The critical principle is that the enrollment service should verify a pre-existing identity rather than create one on the fly. When identity is a side effect of the bootstrap handshake, there is no independent anchor against which to validate the device's provenance or detect impersonation attempts.
- Device identity should exist before the fleet dashboard sees the node.
- The identity credential should be bound to the device's hardware or image lineage, not to ephemeral network attributes.
- Identity material should be generated or injected in a controlled environment with auditable key-handling procedures.
Tenant-Bound Claiming and Approval Workflows
Claiming is the act of associating a device identity with a specific tenant and deployment context. This step should be explicit, auditable, and separable from the transport handshake. A device that completes a TLS connection is not automatically enrolled. It has only established a secure channel over which a claiming request can be submitted.
Approval workflows may be real-time (an operator approves a pending claim immediately) or deferred (the device submits a claim and waits for approval on its next connection). Both paths must produce the same enrollment record with the same evidence: who approved, when, which device identity, and which tenant context.
Offline and delayed-approval workflows deserve particular attention. In air-gapped or intermittently connected environments, a device may complete its bootstrap handshake days or weeks before an operator can review and approve the claim. The system must handle this gracefully. The device should operate in a safe, limited state until approval arrives, without requiring a second bootstrap sequence.
- Claiming and approval must be auditable after the fact, with durable records linking the device, the approver, and the tenant.
- Deferred approval should not require the device to repeat the identity-establishment step.
- Pre-approved claiming (where the operator registers expected device identities before the device connects) reduces the approval window and simplifies air-gapped onboarding.
Integration Advice for Narrow Bootstrap APIs
Keep the enrollment API surface small, explicit, and purpose-built. A narrow bootstrap API is easier to audit, easier to secure, and harder to misuse than a general-purpose management API repurposed for enrollment. The bootstrap endpoint should accept identity presentation, issue claiming requests, and return enrollment status, nothing more.

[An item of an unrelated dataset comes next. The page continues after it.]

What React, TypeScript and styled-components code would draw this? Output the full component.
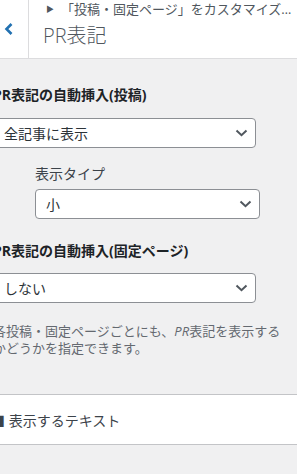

For integrators, the priority is traceability and repeatability, not just handshake success. Every enrollment event should produce evidence that can be correlated with device inventory, tenant records, and release-channel state. If the enrollment path cannot answer who approved this device, when, and into which tenant, the provisioning model has a gap that will surface during audit.

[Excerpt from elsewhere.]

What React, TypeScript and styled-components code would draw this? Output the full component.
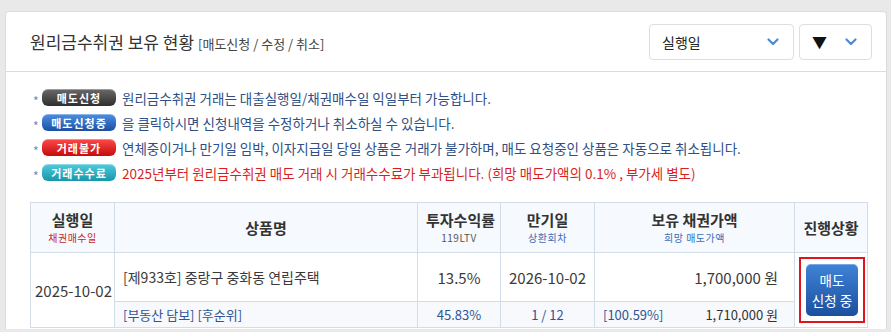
import React from 'react';
import styled, { createGlobalStyle } from 'styled-components';

const GlobalStyle = createGlobalStyle`
  body {
    margin: 0;
    background: #e9e9e9;
    font-family: 'Noto Sans CJK KR', 'Noto Sans', sans-serif;
    color: #333;
  }
`;

const Page = styled.div`
  padding: 11px 4px 0 5px;
  height: 332px;
  box-sizing: border-box;
  overflow: hidden;
`;

const Card = styled.div`
  background: #fff;
  border: 1px solid #dcdcdc;
  border-bottom: none;
  border-radius: 4px 4px 0 0;
  height: 318px;
  box-sizing: border-box;
`;

const Header = styled.div`
  height: 59px;
  display: flex;
  align-items: center;
  justify-content: space-between;
  padding: 0 14px 0 24px;
  border-bottom: 1px solid #dcdcdc;
`;

const Title = styled.h2`
  margin: 0;
  font-size: 17px;
  font-weight: 400;
  color: #333;

  small {
    font-size: 13px;
    color: #444;
    margin-left: 4px;
  }
`;

const Selects = styled.div`
  display: flex;
  gap: 5px;
`;

const SelectBox = styled.div<{ $width: number }>`
  width: ${p => p.$width}px;
  height: 36px;
  box-sizing: border-box;
  border: 1px solid #dedede;
  border-radius: 4px;
  display: flex;
  align-items: center;
  justify-content: space-between;
  padding: 0 14px 0 12px;
  font-size: 14px;
  color: #222;
`;

const Arrow = styled.span`
  font-size: 15px;
  color: #111;
`;

const Chevron = () => (
  <svg width="12" height="8" viewBox="0 0 12 8">
    <path d="M1.5 1.5 L6 6 L10.5 1.5" fill="none" stroke="#4a8ad8" strokeWidth="2.2" strokeLinecap="round" strokeLinejoin="round" />
  </svg>
);

const Body = styled.div`
  padding: 13px 19px 0 24px;
`;

const Notices = styled.ul`
  list-style: none;
  margin: 0 0 17px;
  padding: 0;
`;

const Notice = styled.li<{ $red?: boolean }>`
  height: 25px;
  display: flex;
  align-items: center;
  font-size: 13.5px;
  color: ${p => (p.$red ? '#d81f1f' : '#2f4f86')};
  white-space: nowrap;
`;

const Star = styled.span`
  width: 12px;
  padding: 5px 0 0 3px;
  box-sizing: border-box;
  color: #6b8bbb;
  font-size: 12px;
`;

const badgeColors = {
  dark: ['#6a6a6a', '#2e2e2e'],
  blue: ['#4d8fe0', '#1b4fa6'],
  red: ['#ff4a4a', '#c50b0b'],
  teal: ['#4fcbdc', '#1896aa'],
};

const Badge = styled.span<{ $tone: keyof typeof badgeColors }>`
  width: 74px;
  height: 17px;
  margin-right: 6px;
  border-radius: 6px;
  display: inline-flex;
  align-items: center;
  justify-content: center;
  font-size: 11px;
  font-weight: 700;
  letter-spacing: 1px;
  color: #fff;
  background: linear-gradient(${p => badgeColors[p.$tone][0]}, ${p => badgeColors[p.$tone][1]});
  box-shadow: inset 0 1px 0 rgba(255, 255, 255, 0.35);
  flex-shrink: 0;
`;

const Table = styled.table`
  width: 837px;
  border-collapse: collapse;
  table-layout: fixed;
  font-size: 14px;
  color: #333;

  td, th {
    border: 1px solid #d3dde9;
    padding: 0 8px;
    white-space: nowrap;
  }
`;

const HeadCell = styled.th`
  height: 49px;
  background: #f6f9fd;
  font-weight: 700;
  font-size: 15px;
  color: #333;
  line-height: 20px;
  text-align: center;
`;

const SubLabel = styled.div<{ $color: string }>`
  font-size: 10px;
  font-weight: 400;
  line-height: 16px;
  color: ${p => p.$color};
  letter-spacing: 0.5px;
`;

const Cell = styled.td<{ $align?: string; $small?: boolean }>`
  height: 48px;
  text-align: ${p => p.$align || 'center'};
  font-size: ${p => (p.$small ? 14 : 15)}px;
  color: #3a3a3a;
  && {
    padding: 0 ${p => (p.$small ? 8 : 4)}px;
  }
`;

const SubCell = styled.td<{ $align?: string }>`
  height: 25px;
  background: #f7f9fc;
  text-align: ${p => p.$align || 'center'};
  font-size: 13px;
  color: #2f5595;
`;

const Split = styled.div`
  display: flex;
  justify-content: space-between;
  padding-right: 8px;
`;

const Amount = styled.span<{ $large?: boolean }>`
  color: ${p => (p.$large ? '#3a3a3a' : '#333')};
  font-size: ${p => (p.$large ? 15 : 13)}px;
`;

const Highlight = styled.div`
  border: 2px solid #e0141e;
  padding: 5px;
  width: 52px;
  margin: 0 auto;
`;

const StatusButton = styled.button`
  width: 52px;
  height: 52px;
  border: none;
  border-radius: 5px;
  background: linear-gradient(#3f83d6, #1c4f9e);
  color: #fff;
  font-family: inherit;
  font-size: 13.5px;
  line-height: 20px;
  padding: 0;
  box-shadow: inset 0 1px 0 rgba(255, 255, 255, 0.3);
`;

const App: React.FC = () => {
  return (
    <Page>
      <GlobalStyle />
      <Card>
        <Header>
          <Title>
            원리금수취권 보유 현황<small>[매도신청 / 수정 / 취소]</small>
          </Title>
          <Selects>
            <SelectBox $width={145}>
              실행일
              <Chevron />
            </SelectBox>
            <SelectBox $width={73}>
              <Arrow>▼</Arrow>
              <Chevron />
            </SelectBox>
          </Selects>
        </Header>

        <Body>
          <Notices>
            <Notice>
              <Star>*</Star>
              <Badge $tone="dark">매도신청</Badge>
              원리금수취권 거래는 대출실행일/채권매수일 익일부터 가능합니다.
            </Notice>
            <Notice>
              <Star>*</Star>
              <Badge $tone="blue">매도신청중</Badge>
              을 클릭하시면 신청내역을 수정하거나 취소하실 수 있습니다.
            </Notice>
            <Notice>
              <Star>*</Star>
              <Badge $tone="red">거래불가</Badge>
              연체중이거나 만기일 임박, 이자지급일 당일 상품은 거래가 불가하며, 매도 요청중인 상품은 자동으로 취소됩니다.
            </Notice>
            <Notice $red>
              <Star>*</Star>
              <Badge $tone="teal">거래수수료</Badge>
              2025년부터 원리금수취권 매도 거래 시 거래수수료가 부과됩니다. (희망 매도가액의 0.1% , 부가세 별도)
            </Notice>
          </Notices>

          <Table>
            <colgroup>
              <col style={{ width: 84 }} />
              <col style={{ width: 303 }} />
              <col style={{ width: 83 }} />
              <col style={{ width: 94 }} />
              <col style={{ width: 200 }} />
              <col style={{ width: 73 }} />
            </colgroup>
            <thead>
              <tr>
                <HeadCell>
                  실행일
                  <SubLabel $color="#c8252c">채권매수일</SubLabel>
                </HeadCell>
                <HeadCell>상품명</HeadCell>
                <HeadCell>
                  투자수익률
                  <SubLabel $color="#555">119LTV</SubLabel>
                </HeadCell>
                <HeadCell>
                  만기일
                  <SubLabel $color="#3a6db5">상환회차</SubLabel>
                </HeadCell>
                <HeadCell>
                  보유 채권가액
                  <SubLabel $color="#3a6db5">희망 매도가액</SubLabel>
                </HeadCell>
                <HeadCell>진행상황</HeadCell>
              </tr>
            </thead>
            <tbody>
              <tr>
                <Cell rowSpan={2}>2025-10-02</Cell>
                <Cell $align="left" $small>[제933호] 중랑구 중화동 연립주택</Cell>
                <Cell>13.5%</Cell>
                <Cell>2026-10-02</Cell>
                <Cell $small>
                  <Split>
                    <span />
                    <Amount $large>1,700,000 원</Amount>
                  </Split>
                </Cell>
                <Cell rowSpan={2}>
                  <Highlight>
                    <StatusButton>
                      매도
                      <br />
                      신청 중
                    </StatusButton>
                  </Highlight>
                </Cell>
              </tr>
              <tr>
                <SubCell $align="left">[부동산 담보] [후순위]</SubCell>
                <SubCell>45.83%</SubCell>
                <SubCell>1 / 12</SubCell>
                <SubCell $align="left">
                  <Split>
                    <span>[100.59%]</span>
                    <Amount>1,710,000 원</Amount>
                  </Split>
                </SubCell>
              </tr>
            </tbody>
          </Table>
        </Body>
      </Card>
    </Page>
  );
};

export default App;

Resist the temptation to make the bootstrap API flexible enough to handle every edge case. Special cases are better handled through separate, well-documented workflows (e.g., re-enrollment after device wipe, identity rotation) rather than overloading the primary bootstrap path with conditional logic.
Key Takeaways
- The first connection a device makes defines the trust anchors for its entire operational life. Provisioning security is as important as runtime security.
- Device identity should be established before enrollment begins, not created as a side effect of the bootstrap handshake.
- Hybrid PQ-TLS approaches (per IETF draft-ietf-tls-hybrid-design) allow quantum-resistant key establishment while maintaining interoperability with classical infrastructure.
- Offline and delayed-approval workflows must preserve the same identity and claiming semantics as real-time enrollment paths.
Implementation Checklist
- Define where device identity originates before first network contact.
- Separate transport establishment from tenant approval logic.
- Confirm the bootstrap channel uses hybrid key exchange combining classical and post-quantum algorithms.
- Design approval workflows that function correctly when network connectivity is delayed or intermittent.
- Retain evidence linking enrollment events to device, tenant, and release state.